Western blotting analysis, also known as immunoblotting or protein blotting, is a core analysis technique in cell and molecular biology. In most basic terms, it is used to detect the presence of a specific protein in a complex mixture extracted from cells. Western blots are in wide use across a broad range of scientific and clinical disciplines. Their ability to clearly show the presence of a specific protein both by size and through the binding of an antibody makes them well-suited for evaluating levels of protein expression in cells, and for monitoring fractions during protein purification.
Western Blotting Analysis
After the unbound probes are washed away, the western blot is ready for detection of the probes that are labeled and bound to the protein of interest. In practical terms, not all westerns reveal protein are only at one band in a membrane. Size approximations are taken by comparing the stained bands to that of the marker or ladder loaded during electrophoresis. The process is repeated for a structural protein, such as actin or tubulin, that should not change between samples. The amount of target protein is indexed to the structural protein to control between groups. This practice ensures correction for the amount of total protein on the membrane in case of errors or incomplete transfers.

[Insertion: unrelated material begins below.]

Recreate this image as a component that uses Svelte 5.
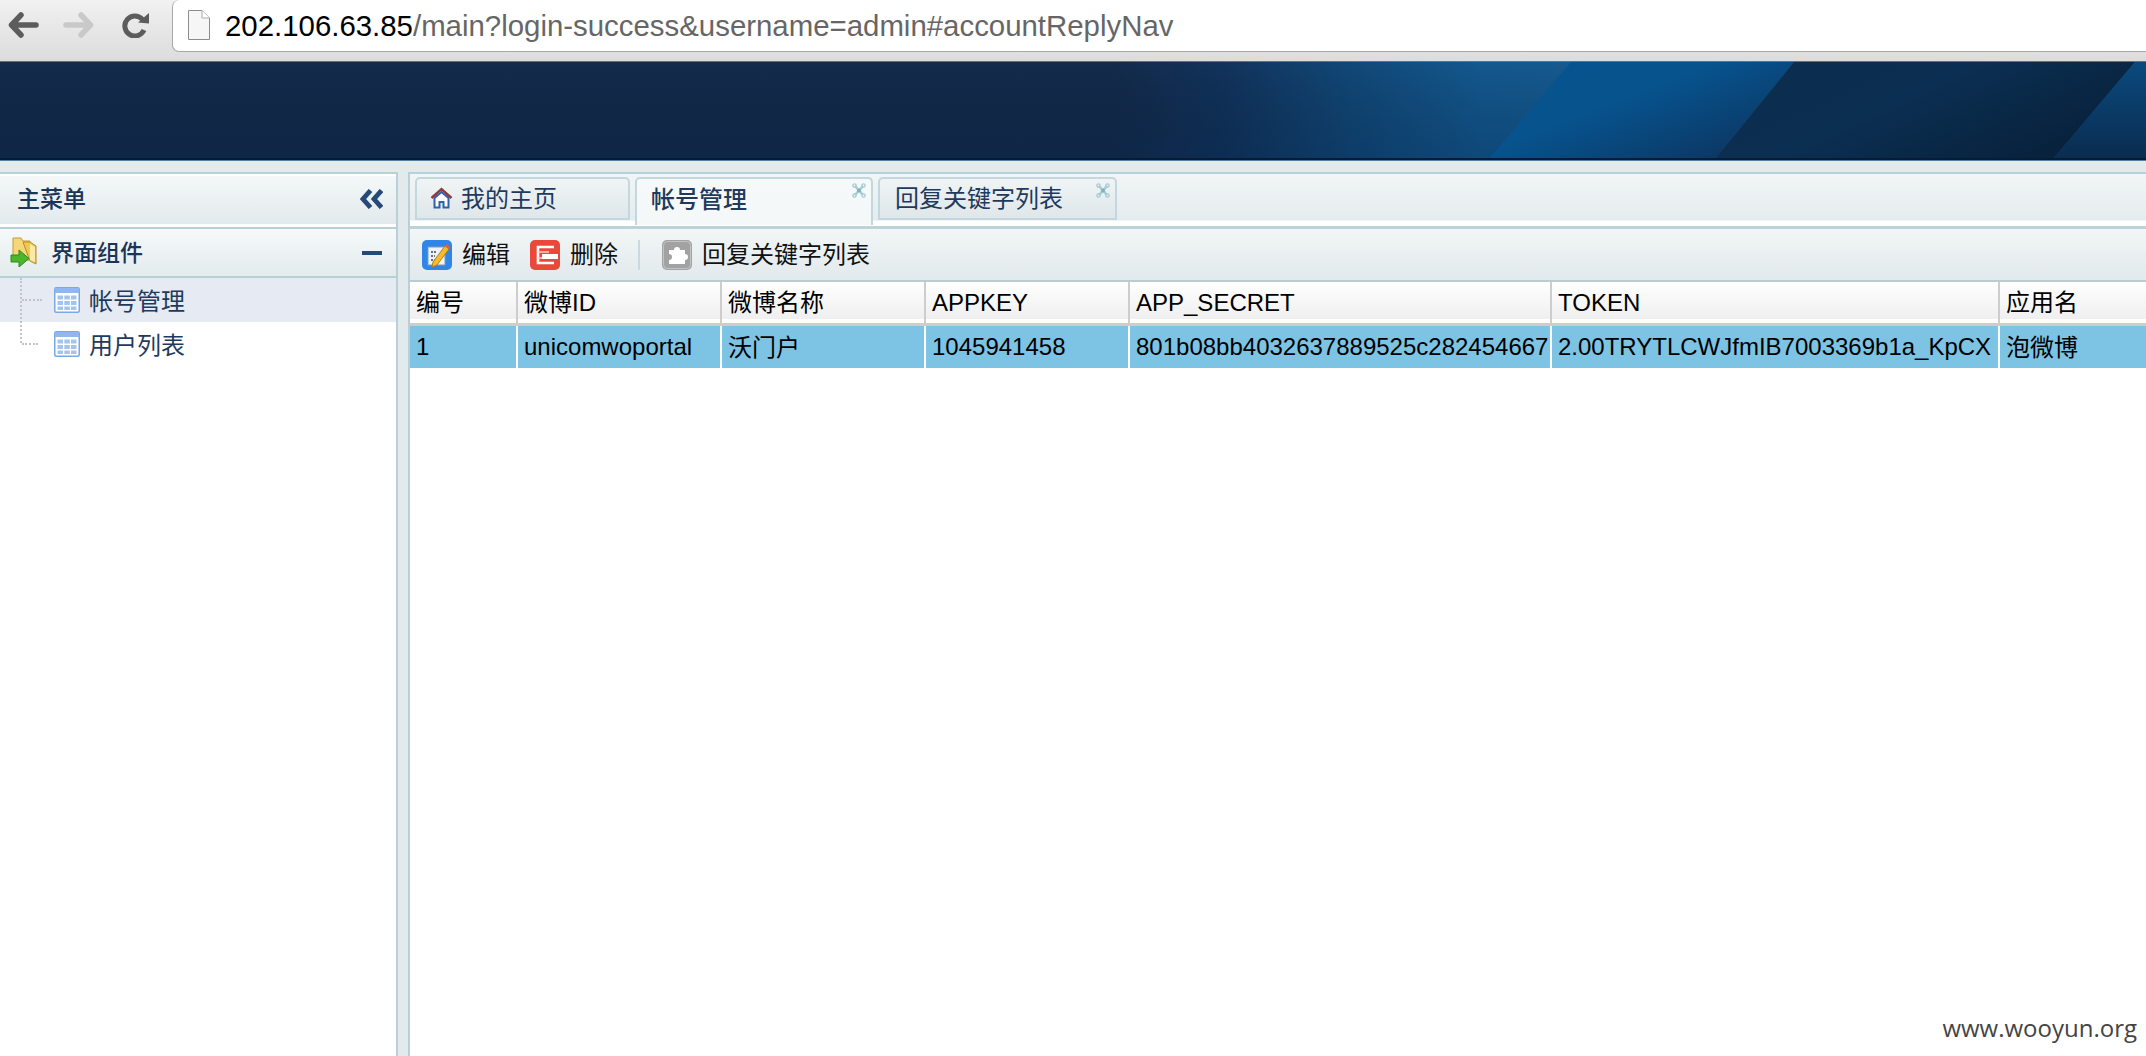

The colorimetric detection method depends on incubation of the western blot with a substrate that reacts with the reporter enzyme (such as peroxidase) that is bound to the secondary antibody. This converts the soluble dye into an insoluble form of a different color that precipitates next to the enzyme and thereby stains the nitrocellulose membrane. Development of the blot is then stopped by washing away the soluble dye. Protein levels are evaluated through densitometry (how intense the stain is) or spectrophotometry.
Chemiluminescent detection methods depend on incubation of the western blot with a substrate that will luminesce when exposed to the reporter on the secondary antibody. The light is then detected by photographic film, and more recently by CCD cameras which captures a digital image of the western blot. The image is analysed by densitometry, which evaluates the relative amount of protein staining and quantifies the results in terms of optical density. Newer software allows further data analysis such as molecular weight analysis if appropriate standards are used. So-called “enhanced chemiluminescent” (ECL) detection is considered to be among the most sensitive detection methods for blotting analysis.
Radioactive labels do not require enzyme substrates, but rather allow the placement of medical X-ray film directly against the western blot which develops as it is exposed to the label and creates dark regions which correspond to the protein bands of interest (see image to the right). The importance of radioactive detection methods is declining , because it is very expensive, health and safety risks are high and ECL provides a useful alternative.
The fluorescently labeled probe is excited by light and the emission of the excitation is then detected by a photo sensor such as CCD camera equipped with appropriate emission filters which captures a digital image of the western blot and allows further data analysis such as molecular weight analysis and a quantitative western blot analysis. Fluorescence is considered to be among the most sensitive detection methods for blotting analysis.
Western Blotting Procedure
1) Western Blot Buffer Preparation
2) Western Blot Sample Preparation
3) Western Blot Gel Electrophoresis
4) Western Blot Transfer
5) Western Blot Blocking
6) Western Blot Detection
The Western blotting procedure relies upon three key elements to accomplish this task:
1) the separation of protein mixtures by size using gel electrophoresis
2) the efficient transfer of separated proteins to a solid support and
3) the specific detection of a target protein by appropriately matched antibodies
Once detected, the target protein will be visualized as a band on a blotting membrane, X-ray film, or an imaging system. Since Western blotting is accomplished rapidly, using simple equipment and inexpensive reagents, it is one of the most common laboratory techniques. The results achieved are also easy to interpret, unique, and unambiguous. Therefore, it is routinely used on its own, or along with other immunoassays, in research and clinical settings.
Western Transfer (Western Blot) Protocols
A typical Western-transfer protocol includes the following steps:
1) The proteins in the tested solution are separated into distinct bands by SDS-PAGE,
2) The size-separated proteins are transferred from the polyacrylamide gel to a nitrocellulose membrane (or another suitable matrix).
3) The membrane containing the protein bands is serially incubated with:
a) a suitable blocking reagent to prevent non-specific protein binding
b) a wash solution to rinse any unbound blocking reagent
c) a probing antibody (anti-protein-X antibody) that forms a specific immune complex with Protein-X
d) additional wash solution to remove any unbound antibody,
e) an enzyme-linked antibody that binds specifically to the Fc region of the anti-Protein-X antibody
f) additional wash solution to remove any unbound enzyme-linked antibody and finally
g) a substrate solution, which in the presence of the enzyme, yields an insoluble, colored product that precipitates at the site of the immune complex, thereby rendering the Protein X band visible.